The Government has launched a consultation on a new approval system for public sector exit payments. It appears to have abandoned previous plans to impose a legal cap on the value of these payments, and to impose mandatory claw back of these payments where the employee finds a new job in the public sector within 12 months, although many public sector employers do currently operate with contractual claw-back provisions. Employers will very much be encouraged to include repayment provisions in the settlement package where appropriate.

Accompanying draft guidance proposes revisions to the current approval system. Public sector bodies will be required to obtain Treasury approval of any “special severance payment” – ie a termination payment which includes a discretionary element, over and above statutory and contractual entitlements, however small.

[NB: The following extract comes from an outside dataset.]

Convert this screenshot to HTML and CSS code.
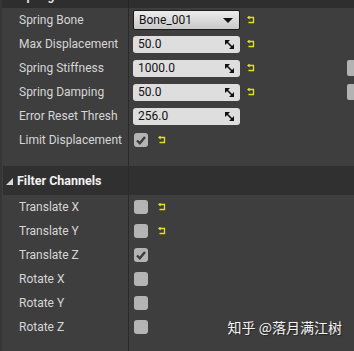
FILE: index.html
```html
<!DOCTYPE html>
<html>
<head>
	<meta charset="UTF-8">
	<title>Spring Controller</title>
<link rel="stylesheet" href="styles.css">
</head>
<body>
<div class="panel">
	<div class="topbar">
		<div class="topcell"><span class="toptext">Spring Controller</span></div>
		<div class="topval"></div>
	</div>

	<div class="row">
		<div class="label">Spring Bone</div>
		<div class="value">
			<div class="combo">Bone_001<span class="caret"></span></div>
			<svg class="reset" width="8" height="8" viewBox="0 0 8 8"><path d="M2 1.5 H6.5 V6.5 H1.5" stroke="#e4e41e" stroke-width="1.3" fill="none"/><path d="M0 1.5 L2.6 -0.6 L2.6 3.6 Z" fill="#e4e41e"/></svg>
		</div>
	</div>
	<div class="row">
		<div class="label">Max Displacement</div>
		<div class="value">
			<div class="field">50.0<svg class="spin" width="9" height="9" viewBox="0 0 9 9"><path d="M0 0 L5 0 L0 5 Z M9 9 L4 9 L9 4 Z" fill="#111"/><path d="M1 1 L8 8" stroke="#111" stroke-width="1.6"/></svg></div>
			<svg class="reset" width="8" height="8" viewBox="0 0 8 8"><path d="M2 1.5 H6.5 V6.5 H1.5" stroke="#e4e41e" stroke-width="1.3" fill="none"/><path d="M0 1.5 L2.6 -0.6 L2.6 3.6 Z" fill="#e4e41e"/></svg>
		</div>
	</div>
	<div class="row">
		<div class="label">Spring Stiffness</div>
		<div class="value">
			<div class="field">1000.0<svg class="spin" width="9" height="9" viewBox="0 0 9 9"><path d="M0 0 L5 0 L0 5 Z M9 9 L4 9 L9 4 Z" fill="#111"/><path d="M1 1 L8 8" stroke="#111" stroke-width="1.6"/></svg></div>
			<svg class="reset" width="8" height="8" viewBox="0 0 8 8"><path d="M2 1.5 H6.5 V6.5 H1.5" stroke="#e4e41e" stroke-width="1.3" fill="none"/><path d="M0 1.5 L2.6 -0.6 L2.6 3.6 Z" fill="#e4e41e"/></svg>
			<div class="slider"></div>
		</div>
	</div>
	<div class="row">
		<div class="label">Spring Damping</div>
		<div class="value">
			<div class="field">50.0<svg class="spin" width="9" height="9" viewBox="0 0 9 9"><path d="M0 0 L5 0 L0 5 Z M9 9 L4 9 L9 4 Z" fill="#111"/><path d="M1 1 L8 8" stroke="#111" stroke-width="1.6"/></svg></div>
			<svg class="reset" width="8" height="8" viewBox="0 0 8 8"><path d="M2 1.5 H6.5 V6.5 H1.5" stroke="#e4e41e" stroke-width="1.3" fill="none"/><path d="M0 1.5 L2.6 -0.6 L2.6 3.6 Z" fill="#e4e41e"/></svg>
			<div class="slider"></div>
		</div>
	</div>
	<div class="row">
		<div class="label">Error Reset Thresh</div>
		<div class="value">
			<div class="field">256.0<svg class="spin" width="9" height="9" viewBox="0 0 9 9"><path d="M0 0 L5 0 L0 5 Z M9 9 L4 9 L9 4 Z" fill="#111"/><path d="M1 1 L8 8" stroke="#111" stroke-width="1.6"/></svg></div>
		</div>
	</div>
	<div class="row">
		<div class="label">Limit Displacement</div>
		<div class="value">
			<div class="check"><svg width="14" height="14" viewBox="0 0 14 14"><path d="M3 7.5 L5.8 10.3 L11 4" stroke="#3c3c3c" stroke-width="2.4" fill="none"/></svg></div>
			<svg class="reset small" width="8" height="8" viewBox="0 0 8 8"><path d="M2 1.5 H6.5 V6.5 H1.5" stroke="#e4e41e" stroke-width="1.3" fill="none"/><path d="M0 1.5 L2.6 -0.6 L2.6 3.6 Z" fill="#e4e41e"/></svg>
		</div>
	</div>

	<div class="gap">
		<div class="label"></div>
	</div>

	<div class="section">
		<div class="sectitle"><span class="tri"></span>Filter Channels</div>
		<div class="secval"></div>
	</div>

	<div class="row">
		<div class="label">Translate X</div>
		<div class="value">
			<div class="check"></div>
			<svg class="reset small" width="8" height="8" viewBox="0 0 8 8"><path d="M2 1.5 H6.5 V6.5 H1.5" stroke="#e4e41e" stroke-width="1.3" fill="none"/><path d="M0 1.5 L2.6 -0.6 L2.6 3.6 Z" fill="#e4e41e"/></svg>
		</div>
	</div>
	<div class="row">
		<div class="label">Translate Y</div>
		<div class="value">
			<div class="check"></div>
			<svg class="reset small" width="8" height="8" viewBox="0 0 8 8"><path d="M2 1.5 H6.5 V6.5 H1.5" stroke="#e4e41e" stroke-width="1.3" fill="none"/><path d="M0 1.5 L2.6 -0.6 L2.6 3.6 Z" fill="#e4e41e"/></svg>
		</div>
	</div>
	<div class="row">
		<div class="label">Translate Z</div>
		<div class="value">
			<div class="check"><svg width="14" height="14" viewBox="0 0 14 14"><path d="M3 7.5 L5.8 10.3 L11 4" stroke="#3c3c3c" stroke-width="2.4" fill="none"/></svg></div>
		</div>
	</div>
	<div class="row">
		<div class="label">Rotate X</div>
		<div class="value"><div class="check"></div></div>
	</div>
	<div class="row">
		<div class="label">Rotate Y</div>
		<div class="value"><div class="check"></div></div>
	</div>
	<div class="row">
		<div class="label">Rotate Z</div>
		<div class="value"><div class="check"></div></div>
	</div>
	<div class="gap bottom">
		<div class="label"></div>
	</div>

	<div class="mark">知乎 @落月满江树</div>
</div>
</body>
</html>
```

FILE: styles.css
```css
html, body {
	margin: 0;
	padding: 0;
	background-color: #3e3e3e;
	overflow: hidden;
}
.panel {
	position: relative;
	width: 354px;
	height: 351px;
	overflow: hidden;
	font-family: Roboto, "Noto Sans", sans-serif;
	font-size: 12px;
	color: #d6d6d6;
	border-left: 2px solid #363636;
	box-sizing: border-box;
}
.topbar {
	display: flex;
	height: 8px;
	background-color: #2e2e2e;
	overflow: hidden;
}
.topcell {
	position: relative;
	width: 127px;
	border-right: 1px solid #262626;
	box-sizing: border-box;
}
.toptext {
	position: absolute;
	left: 17px;
	bottom: 6px;
	font-weight: bold;
	font-size: 12px;
	line-height: 12px;
	color: #e0e0e0;
}
.row {
	display: flex;
	height: 24px;
	align-items: stretch;
}
.label {
	width: 127px;
	flex: none;
	border-right: 1px solid #2a2a2a;
	box-sizing: border-box;
	padding-left: 17px;
	display: flex;
	align-items: center;
}
.value {
	flex: 1;
	display: flex;
	align-items: center;
	padding-left: 4px;
}
.combo {
	position: relative;
	width: 107px;
	height: 20px;
	box-sizing: border-box;
	border: 1px solid #1c1c1c;
	border-radius: 2px;
	background: linear-gradient(#ececec, #c9c9c9);
	color: #111;
	font-size: 12px;
	line-height: 18px;
	padding-left: 5px;
}
.caret {
	position: absolute;
	right: 6px;
	top: 7px;
	border-left: 5px solid transparent;
	border-right: 5px solid transparent;
	border-top: 5px solid #111;
}
.field {
	position: relative;
	width: 107px;
	height: 17px;
	box-sizing: border-box;
	border-radius: 3px;
	background-color: #dedede;
	color: #111;
	font-size: 12px;
	line-height: 17px;
	padding-left: 5px;
}
.spin {
	position: absolute;
	right: 6px;
	top: 4px;
}
.reset {
	margin-left: 7px;
	flex: none;
}
.reset.small {
	margin-left: 10px;
}
.slider {
	margin-left: auto;
	width: 7px;
	height: 16px;
	border-radius: 2px 0 0 2px;
	background-color: #b3b3b3;
}
.check {
	width: 14px;
	height: 14px;
	margin-left: 1px;
	border-radius: 3px;
	background-color: #b4b4b4;
	flex: none;
}
.check svg {
	display: block;
}
.gap {
	display: flex;
	height: 14px;
}
.gap.bottom {
	height: 30px;
}
.section {
	display: flex;
	height: 29px;
	margin-left: 1px;
	background-color: #303030;
}
.sectitle {
	width: 126px;
	border-right: 1px solid #2a2a2a;
	box-sizing: border-box;
	display: flex;
	align-items: center;
	padding-left: 3px;
	font-weight: bold;
	font-size: 12.5px;
	color: #f2f2f2;
}
.tri {
	width: 0;
	height: 0;
	border-left: 7px solid transparent;
	border-bottom: 7px solid #d8d8d8;
	margin-right: 4px;
	margin-top: 1px;
}
.mark {
	position: absolute;
	right: 12px;
	bottom: 14px;
	font-family: "Noto Sans CJK SC", sans-serif;
	font-size: 14px;
	color: #f4f4f4;
	text-shadow: 1px 1px 1px #222;
}
```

In addition, public sector bodies will be required to obtain approval of plans to dismiss staff from the relevant Secretary of State where the total value of all elements in the termination package exceeds £95.000. Where these high value payments include a discretionary element, then Treasury approval will also be required.

In relation to high value exits the draft guidance explains:

“It is the intention of this framework that the contractual and statutory rights of employees are fully respected, therefore approval will focus on whether there is a viable alternative to employee exit. If an exit is agreed, the employer must fulfill all contractual and statutory obligations.”

Perhaps the most significant departure from the current arrangements (which have applied since short-lived regulations imposing a mandatory cap of £95,000 were revoked last year) is the section in the draft guidance which requires public sector bodies to consider including re-payment provisions when making special severance payments.